----- Records for this task

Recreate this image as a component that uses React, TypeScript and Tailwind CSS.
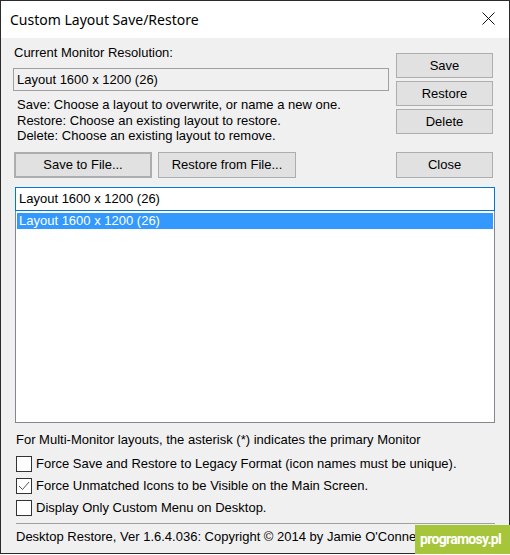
import React from "react";

const body = { fontFamily: '"Liberation Sans", Arial, sans-serif' };

function WinButton({ label, className = "" }: { label: string; className?: string }) {
  return (
    <button
      className={`flex items-center justify-center bg-[#e1e1e1] border border-[#adadad] text-[13px] text-black ${className}`}
    >
      {label}
    </button>
  );
}

function CheckRow({ label, checked }: { label: string; checked?: boolean }) {
  return (
    <div className="flex items-center h-[22px]">
      <span className="w-[16px] h-[16px] border border-[#333333] bg-white flex items-center justify-center shrink-0">
        {checked && (
          <svg width="14" height="14" viewBox="0 0 14 14">
            <polyline points="2,7 5.5,10.5 12,3" fill="none" stroke="#555555" strokeWidth="1" />
          </svg>
        )}
      </span>
      <span className="ml-[4px]">{label}</span>
    </div>
  );
}

export default function App() {
  return (
    <div className="relative w-[510px] h-[555px] overflow-hidden bg-white">
      <div className="w-[510px] h-[554px] border border-[#2b2b2b] bg-[#f0f0f0] flex flex-col text-[13px] text-black" style={body}>
        {/* Title bar */}
        <div className="h-[37px] bg-white flex items-center justify-between pl-[9px] pr-[14px] shrink-0">
          <span className="text-[14px] text-[#000000]" style={{ fontFamily: '"Noto Sans", sans-serif' }}>
            Custom Layout Save/Restore
          </span>
          <svg width="13" height="13" viewBox="0 0 13 13" className="mb-[2px]">
            <line x1="0.5" y1="0.5" x2="12.5" y2="12.5" stroke="#111" strokeWidth="1" />
            <line x1="12.5" y1="0.5" x2="0.5" y2="12.5" stroke="#111" strokeWidth="1" />
          </svg>
        </div>

        <div className="pl-[12px] flex flex-col">
          {/* Top section */}
          <div className="flex mt-[7px]">
            <div className="w-[376px] flex flex-col">
              <div className="h-[16px] leading-[16px] pl-[1px]">Current Monitor Resolution:</div>
              <div className="mt-[7px] h-[23px] border border-[#a0a0a0] bg-[#f0f0f0] flex items-center pl-[3px]">
                Layout 1600 x 1200 (26)
              </div>
              <div className="mt-[6px] pl-[4px] leading-[15.5px]">
                <div>Save: Choose a layout to overwrite, or name a new one.</div>
                <div>Restore: Choose an existing layout to restore.</div>
                <div>Delete: Choose an existing layout to remove.</div>
              </div>
            </div>
            <div className="ml-[7px] w-[97px] flex flex-col gap-[3px] pt-[8px]">
              <WinButton label="Save" className="h-[25px]" />
              <WinButton label="Restore" className="h-[25px]" />
              <WinButton label="Delete" className="h-[25px]" />
            </div>
          </div>

          {/* File buttons row */}
          <div className="flex mt-[8px] h-[26px]">
            <WinButton label="Save to File..." className="ml-[1px] w-[138px] border-2 border-[#0078d7]" />
            <WinButton label="Restore from File..." className="ml-[6px] w-[138px]" />
            <WinButton label="Close" className="ml-[100px] w-[97px]" />
          </div>

          {/* Combo + list */}
          <div className="ml-[2px] mt-[9px] w-[480px] h-[24px] border border-[#0078d7] bg-white flex items-center pl-[3px]">
            Layout 1600 x 1200 (26)
          </div>
          <div className="ml-[2px] w-[480px] h-[212px] border border-[#828790] border-t-0 bg-white pt-[2px] px-[1px]">
            <div className="h-[16px] bg-[#3399ff] text-white flex items-center pl-[2px]">Layout 1600 x 1200 (26)</div>
          </div>

          <div className="ml-[3px] mt-[9px] h-[16px] leading-[16px]">
            For Multi-Monitor layouts, the asterisk (*) indicates the primary Monitor
          </div>
          <div className="ml-[3px] mt-[5px] flex flex-col">
            <CheckRow label="Force Save and Restore to Legacy Format (icon names must be unique)." />
            <CheckRow label="Force Unmatched Icons to be Visible on the Main Screen." checked />
            <CheckRow label="Display Only Custom Menu on Desktop." />
          </div>
          <div className="ml-[3px] mt-[4px] w-[479px] border-t border-[#a0a0a0]" />
          <div className="ml-[3px] mt-[5px] h-[16px] leading-[16px]">
            Desktop Restore, Ver 1.6.4.036: Copyright © 2014 by Jamie O'Connell
          </div>
        </div>
      </div>

      {/* watermark */}
      <div
        className="absolute left-[415px] top-[525px] w-[95px] h-[29px] bg-[#a6c53a] text-white text-[14px] font-bold tracking-[-0.7px] flex items-center justify-center pr-[4px]"
        style={{ fontFamily: 'Roboto, "Liberation Sans", sans-serif' }}
      >
        programosy.pl
      </div>
    </div>
  );
}
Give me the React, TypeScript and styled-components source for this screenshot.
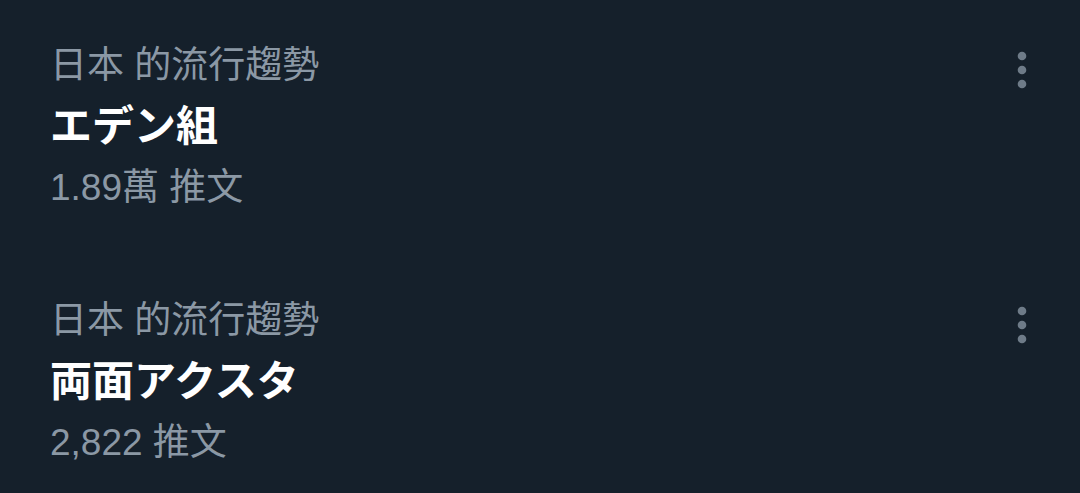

----------

Check each line above for "TypeScript" and return the ones that have it.

# Response to the exercise
Recreate this image as a component that uses React, TypeScript and Tailwind CSS.
Give me the React, TypeScript and styled-components source for this screenshot.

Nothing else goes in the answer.